The answer should be a single number: how many lines of the entries below hold the word "produces".

> [Supplied entries]
--- START ---

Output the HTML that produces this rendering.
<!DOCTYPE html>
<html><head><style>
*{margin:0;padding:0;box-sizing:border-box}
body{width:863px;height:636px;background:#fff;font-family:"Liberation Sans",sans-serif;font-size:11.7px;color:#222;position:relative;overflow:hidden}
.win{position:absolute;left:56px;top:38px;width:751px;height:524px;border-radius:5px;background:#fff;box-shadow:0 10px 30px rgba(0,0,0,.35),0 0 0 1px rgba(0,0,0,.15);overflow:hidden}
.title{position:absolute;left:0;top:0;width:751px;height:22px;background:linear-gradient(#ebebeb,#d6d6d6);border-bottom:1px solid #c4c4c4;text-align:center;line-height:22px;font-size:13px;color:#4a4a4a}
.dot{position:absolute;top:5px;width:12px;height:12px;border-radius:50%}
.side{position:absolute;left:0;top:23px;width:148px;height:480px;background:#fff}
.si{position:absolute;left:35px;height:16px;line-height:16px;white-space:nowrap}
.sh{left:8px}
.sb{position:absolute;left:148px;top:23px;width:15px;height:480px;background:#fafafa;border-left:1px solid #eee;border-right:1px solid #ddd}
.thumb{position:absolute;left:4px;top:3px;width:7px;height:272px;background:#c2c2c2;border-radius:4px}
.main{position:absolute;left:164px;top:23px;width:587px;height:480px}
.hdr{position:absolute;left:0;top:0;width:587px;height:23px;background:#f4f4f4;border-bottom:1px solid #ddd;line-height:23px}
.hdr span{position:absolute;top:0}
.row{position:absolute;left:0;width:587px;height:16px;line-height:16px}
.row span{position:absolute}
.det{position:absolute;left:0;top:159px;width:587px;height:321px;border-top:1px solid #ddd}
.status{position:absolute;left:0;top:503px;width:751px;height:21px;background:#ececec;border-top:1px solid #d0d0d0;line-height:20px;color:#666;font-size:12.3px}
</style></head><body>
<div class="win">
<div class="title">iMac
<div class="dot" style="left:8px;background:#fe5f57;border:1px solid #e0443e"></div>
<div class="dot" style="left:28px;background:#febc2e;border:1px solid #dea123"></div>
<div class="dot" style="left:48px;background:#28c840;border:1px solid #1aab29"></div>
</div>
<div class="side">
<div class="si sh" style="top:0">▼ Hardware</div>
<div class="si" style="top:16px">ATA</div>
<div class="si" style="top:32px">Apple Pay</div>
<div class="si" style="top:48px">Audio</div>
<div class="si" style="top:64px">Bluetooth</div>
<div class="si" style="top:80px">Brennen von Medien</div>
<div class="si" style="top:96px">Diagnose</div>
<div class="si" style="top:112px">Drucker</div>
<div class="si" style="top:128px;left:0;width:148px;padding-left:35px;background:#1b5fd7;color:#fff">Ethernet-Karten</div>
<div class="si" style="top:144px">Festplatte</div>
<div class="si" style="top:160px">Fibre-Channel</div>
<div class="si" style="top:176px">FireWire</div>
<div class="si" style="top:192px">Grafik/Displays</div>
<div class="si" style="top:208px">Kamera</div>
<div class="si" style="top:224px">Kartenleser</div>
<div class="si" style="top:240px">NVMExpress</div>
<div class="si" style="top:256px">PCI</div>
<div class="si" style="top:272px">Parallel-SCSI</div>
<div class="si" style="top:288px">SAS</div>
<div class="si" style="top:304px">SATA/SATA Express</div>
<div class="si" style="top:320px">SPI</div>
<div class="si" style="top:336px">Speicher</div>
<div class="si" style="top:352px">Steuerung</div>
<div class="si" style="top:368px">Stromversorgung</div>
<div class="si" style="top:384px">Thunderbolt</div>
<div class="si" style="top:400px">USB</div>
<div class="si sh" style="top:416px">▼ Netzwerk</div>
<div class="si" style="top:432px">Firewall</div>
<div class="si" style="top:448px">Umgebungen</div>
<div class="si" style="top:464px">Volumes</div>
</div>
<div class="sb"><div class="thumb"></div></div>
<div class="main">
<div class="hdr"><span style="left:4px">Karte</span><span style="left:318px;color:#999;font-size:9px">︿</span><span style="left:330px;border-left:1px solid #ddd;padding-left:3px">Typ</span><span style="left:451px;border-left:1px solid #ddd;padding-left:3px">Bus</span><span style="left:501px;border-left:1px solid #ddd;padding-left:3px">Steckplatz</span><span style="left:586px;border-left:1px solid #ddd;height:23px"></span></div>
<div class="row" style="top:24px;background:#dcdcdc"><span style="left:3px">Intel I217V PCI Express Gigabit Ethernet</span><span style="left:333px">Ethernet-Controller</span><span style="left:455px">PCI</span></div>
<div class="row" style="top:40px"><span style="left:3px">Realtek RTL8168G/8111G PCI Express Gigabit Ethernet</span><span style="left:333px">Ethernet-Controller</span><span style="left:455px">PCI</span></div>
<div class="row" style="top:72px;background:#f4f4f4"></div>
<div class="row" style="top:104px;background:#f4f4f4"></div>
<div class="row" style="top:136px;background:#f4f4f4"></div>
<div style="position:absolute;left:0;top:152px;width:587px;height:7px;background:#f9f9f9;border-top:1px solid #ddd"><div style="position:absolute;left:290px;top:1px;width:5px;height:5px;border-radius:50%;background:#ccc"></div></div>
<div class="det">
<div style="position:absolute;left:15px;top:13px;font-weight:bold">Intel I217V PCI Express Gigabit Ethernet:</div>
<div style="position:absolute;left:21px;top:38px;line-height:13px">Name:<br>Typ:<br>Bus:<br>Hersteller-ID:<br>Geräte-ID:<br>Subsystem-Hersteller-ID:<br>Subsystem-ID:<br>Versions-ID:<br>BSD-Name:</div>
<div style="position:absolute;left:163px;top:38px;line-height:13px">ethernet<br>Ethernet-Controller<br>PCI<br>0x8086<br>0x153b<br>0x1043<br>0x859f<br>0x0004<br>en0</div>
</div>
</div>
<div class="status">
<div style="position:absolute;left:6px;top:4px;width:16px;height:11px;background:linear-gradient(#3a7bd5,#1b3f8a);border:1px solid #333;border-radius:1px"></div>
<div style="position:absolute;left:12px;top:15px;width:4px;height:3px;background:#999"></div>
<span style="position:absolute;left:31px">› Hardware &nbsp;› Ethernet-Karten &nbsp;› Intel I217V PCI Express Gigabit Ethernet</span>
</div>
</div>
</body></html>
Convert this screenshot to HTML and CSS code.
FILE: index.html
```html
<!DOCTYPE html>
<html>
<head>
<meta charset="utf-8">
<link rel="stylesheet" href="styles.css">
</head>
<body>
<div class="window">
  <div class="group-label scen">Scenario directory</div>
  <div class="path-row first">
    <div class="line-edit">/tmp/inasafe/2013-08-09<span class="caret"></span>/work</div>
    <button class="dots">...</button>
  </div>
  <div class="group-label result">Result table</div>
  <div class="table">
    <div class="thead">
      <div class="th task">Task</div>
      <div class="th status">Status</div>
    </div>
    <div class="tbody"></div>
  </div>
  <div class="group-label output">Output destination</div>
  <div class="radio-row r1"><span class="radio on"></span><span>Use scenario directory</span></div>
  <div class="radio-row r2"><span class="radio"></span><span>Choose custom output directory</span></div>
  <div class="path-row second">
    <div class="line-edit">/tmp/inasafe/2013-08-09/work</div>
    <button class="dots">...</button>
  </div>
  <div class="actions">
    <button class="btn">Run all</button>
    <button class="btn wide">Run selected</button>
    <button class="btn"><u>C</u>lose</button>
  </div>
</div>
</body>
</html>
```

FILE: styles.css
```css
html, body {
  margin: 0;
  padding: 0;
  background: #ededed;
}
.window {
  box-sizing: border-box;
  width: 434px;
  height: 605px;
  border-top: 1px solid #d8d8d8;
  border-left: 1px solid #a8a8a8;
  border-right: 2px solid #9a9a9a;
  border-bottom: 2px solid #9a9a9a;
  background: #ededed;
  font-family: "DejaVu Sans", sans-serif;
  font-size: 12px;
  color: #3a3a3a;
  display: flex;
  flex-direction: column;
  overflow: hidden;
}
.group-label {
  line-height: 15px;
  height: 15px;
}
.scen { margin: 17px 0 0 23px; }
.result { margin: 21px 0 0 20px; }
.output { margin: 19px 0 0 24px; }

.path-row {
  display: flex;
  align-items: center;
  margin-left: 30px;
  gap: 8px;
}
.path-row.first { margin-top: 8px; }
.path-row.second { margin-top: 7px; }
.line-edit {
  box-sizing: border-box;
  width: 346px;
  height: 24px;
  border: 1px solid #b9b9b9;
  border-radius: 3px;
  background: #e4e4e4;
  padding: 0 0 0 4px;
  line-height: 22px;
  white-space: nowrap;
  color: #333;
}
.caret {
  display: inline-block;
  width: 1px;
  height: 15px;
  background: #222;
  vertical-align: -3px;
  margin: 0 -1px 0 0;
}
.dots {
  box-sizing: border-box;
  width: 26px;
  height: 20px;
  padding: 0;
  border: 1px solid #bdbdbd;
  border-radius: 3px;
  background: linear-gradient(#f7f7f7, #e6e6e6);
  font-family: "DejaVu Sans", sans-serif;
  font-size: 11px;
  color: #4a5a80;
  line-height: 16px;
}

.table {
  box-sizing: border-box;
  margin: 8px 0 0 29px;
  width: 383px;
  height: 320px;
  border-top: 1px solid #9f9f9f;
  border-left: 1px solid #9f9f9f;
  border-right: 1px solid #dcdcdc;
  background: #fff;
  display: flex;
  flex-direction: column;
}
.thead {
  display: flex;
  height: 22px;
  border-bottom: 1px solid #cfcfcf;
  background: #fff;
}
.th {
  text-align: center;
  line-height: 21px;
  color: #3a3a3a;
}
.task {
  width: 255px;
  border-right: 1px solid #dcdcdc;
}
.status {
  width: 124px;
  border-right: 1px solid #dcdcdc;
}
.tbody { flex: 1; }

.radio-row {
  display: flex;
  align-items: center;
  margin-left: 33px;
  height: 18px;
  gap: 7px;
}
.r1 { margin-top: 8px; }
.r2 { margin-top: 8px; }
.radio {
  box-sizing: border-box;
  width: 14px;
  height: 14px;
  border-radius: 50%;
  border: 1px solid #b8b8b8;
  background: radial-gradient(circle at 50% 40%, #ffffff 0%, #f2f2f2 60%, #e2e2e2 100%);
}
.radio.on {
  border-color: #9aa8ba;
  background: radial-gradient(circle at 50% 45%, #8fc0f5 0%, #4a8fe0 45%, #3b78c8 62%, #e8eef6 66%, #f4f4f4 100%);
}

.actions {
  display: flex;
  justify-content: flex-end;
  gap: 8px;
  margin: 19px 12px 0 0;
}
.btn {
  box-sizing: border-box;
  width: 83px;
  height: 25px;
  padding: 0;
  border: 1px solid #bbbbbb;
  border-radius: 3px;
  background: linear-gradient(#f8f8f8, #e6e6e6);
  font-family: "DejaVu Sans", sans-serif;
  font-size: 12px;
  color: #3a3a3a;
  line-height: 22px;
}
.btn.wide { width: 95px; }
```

--- END ---
--- START ---

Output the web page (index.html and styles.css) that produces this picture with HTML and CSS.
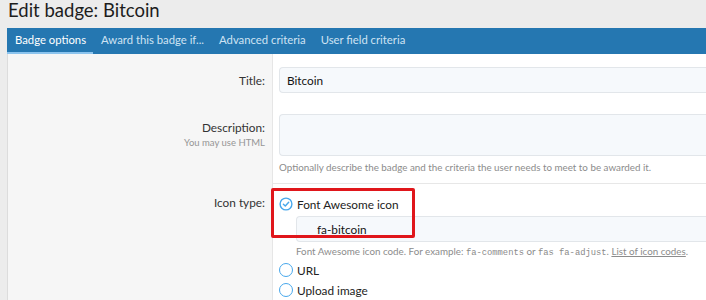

--- END ---

> [Written response]
2